Big data is getting bigger all the time, but that’s only half the story. The ever-growing amount of information streaming in from sensors, point-of-sales, social media and clickstreams means that enterprises must now, more than ever, have the capabilities to react quickly. Data, after all, has a shelf life. It’s all very well if your analytics framework can tell you how you should have kept your customers satisfied yesterday–but you’re likely to lose out to a competitor who has worked out how to keep them satisfied today and tomorrow.

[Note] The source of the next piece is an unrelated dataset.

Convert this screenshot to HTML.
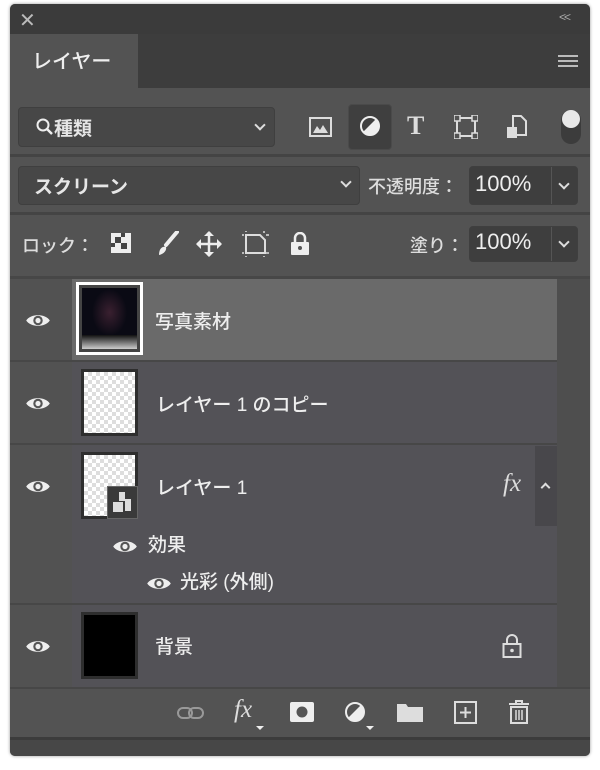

This is the concept behind “fast data.” Of course “velocity” has always been one of the Vs of big data – along with volume, variety and veracity. But the explosion in the application of real-time, in-memory and edge analytics means that increasing efforts are going into tackling data as soon as it emerges from the firehose, where the insights which can be gleaned are at their most valuable.
For many of the most cutting-edge applications – for example demand forecasting, fraud detection and compliance reporting, data quickly loses its value if it can’t be analyzed and acted on immediately. For example, when data scientists at Walmart were putting together the latest iteration of the supermarket giant’s data framework, a decision was taken that only the previous few weeks’ worth of transactional data would be streamed through their pipelines – anything else was regarded as too untimely to have any real value in demand forecasting.

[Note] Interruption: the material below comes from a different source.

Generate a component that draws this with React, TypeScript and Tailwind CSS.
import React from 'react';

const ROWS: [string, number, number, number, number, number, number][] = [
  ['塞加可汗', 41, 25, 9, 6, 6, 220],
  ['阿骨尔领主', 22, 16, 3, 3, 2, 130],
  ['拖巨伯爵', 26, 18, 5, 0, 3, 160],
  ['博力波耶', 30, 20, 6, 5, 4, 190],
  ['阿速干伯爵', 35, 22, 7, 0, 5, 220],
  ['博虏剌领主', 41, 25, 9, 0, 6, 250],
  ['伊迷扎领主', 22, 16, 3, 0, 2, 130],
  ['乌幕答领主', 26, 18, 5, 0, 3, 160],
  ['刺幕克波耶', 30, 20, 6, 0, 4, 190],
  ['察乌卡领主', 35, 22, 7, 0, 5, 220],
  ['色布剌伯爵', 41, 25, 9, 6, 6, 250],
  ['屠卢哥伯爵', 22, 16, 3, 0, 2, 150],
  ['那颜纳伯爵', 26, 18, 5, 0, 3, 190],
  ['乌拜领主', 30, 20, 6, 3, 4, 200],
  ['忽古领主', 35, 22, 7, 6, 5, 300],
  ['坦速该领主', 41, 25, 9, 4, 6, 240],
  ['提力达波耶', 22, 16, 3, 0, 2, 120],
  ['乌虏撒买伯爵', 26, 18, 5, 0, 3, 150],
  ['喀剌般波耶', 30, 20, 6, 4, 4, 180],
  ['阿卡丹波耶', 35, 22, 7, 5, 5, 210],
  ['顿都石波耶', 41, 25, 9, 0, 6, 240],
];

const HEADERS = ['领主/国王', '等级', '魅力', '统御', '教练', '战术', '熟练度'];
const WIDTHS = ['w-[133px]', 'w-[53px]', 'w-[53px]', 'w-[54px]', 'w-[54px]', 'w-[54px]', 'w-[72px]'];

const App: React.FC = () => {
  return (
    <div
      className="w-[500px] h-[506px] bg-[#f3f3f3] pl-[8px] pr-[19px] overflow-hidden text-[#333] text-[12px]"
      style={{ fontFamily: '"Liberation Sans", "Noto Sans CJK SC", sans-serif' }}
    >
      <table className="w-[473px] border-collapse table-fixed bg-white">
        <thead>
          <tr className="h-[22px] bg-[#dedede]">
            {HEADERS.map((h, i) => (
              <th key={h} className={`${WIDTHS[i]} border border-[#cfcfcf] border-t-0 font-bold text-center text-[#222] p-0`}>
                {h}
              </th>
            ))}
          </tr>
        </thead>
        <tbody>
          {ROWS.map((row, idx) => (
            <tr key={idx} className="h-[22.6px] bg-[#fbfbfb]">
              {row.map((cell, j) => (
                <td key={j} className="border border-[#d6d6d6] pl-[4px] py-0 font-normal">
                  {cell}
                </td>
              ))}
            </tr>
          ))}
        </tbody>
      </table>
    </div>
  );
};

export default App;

Likewise, in banking and insurance, enterprises are finding that immediate access to the most relevant data is vastly more valuable than petabytes of historical data that has sat in warehouses for years, gathering virtual dust (and incurring storage and compliance expense) because someone though that it may one day be useful.
The open source community has embraced the concept of “fast data” wholeheartedly, with platforms such as Spark, Kafka and Storm becoming popular in recent years due to their ability to process streams of data with lightning speed. To achieve this, data is often processed in-memory – cutting down the time needed to spin up physical hard disks and seek the information stored on them. An important differentiator is that “fast” Big Data is generally processed as a stream, while “slow” Big Data is processed in batches.
A company providing ‘fast data’ solutions is Nastel and of their customers, a Fortune 500 bank, is processing over $1T in funds per day. Several times during each day the bank is required to reconcile their vast accounting records with the Federal Reserve. Today, the bank is able to analyze (in-memory) these transactions and ensure that they are processed in priority order as some can be delayed while others must be processed immediately.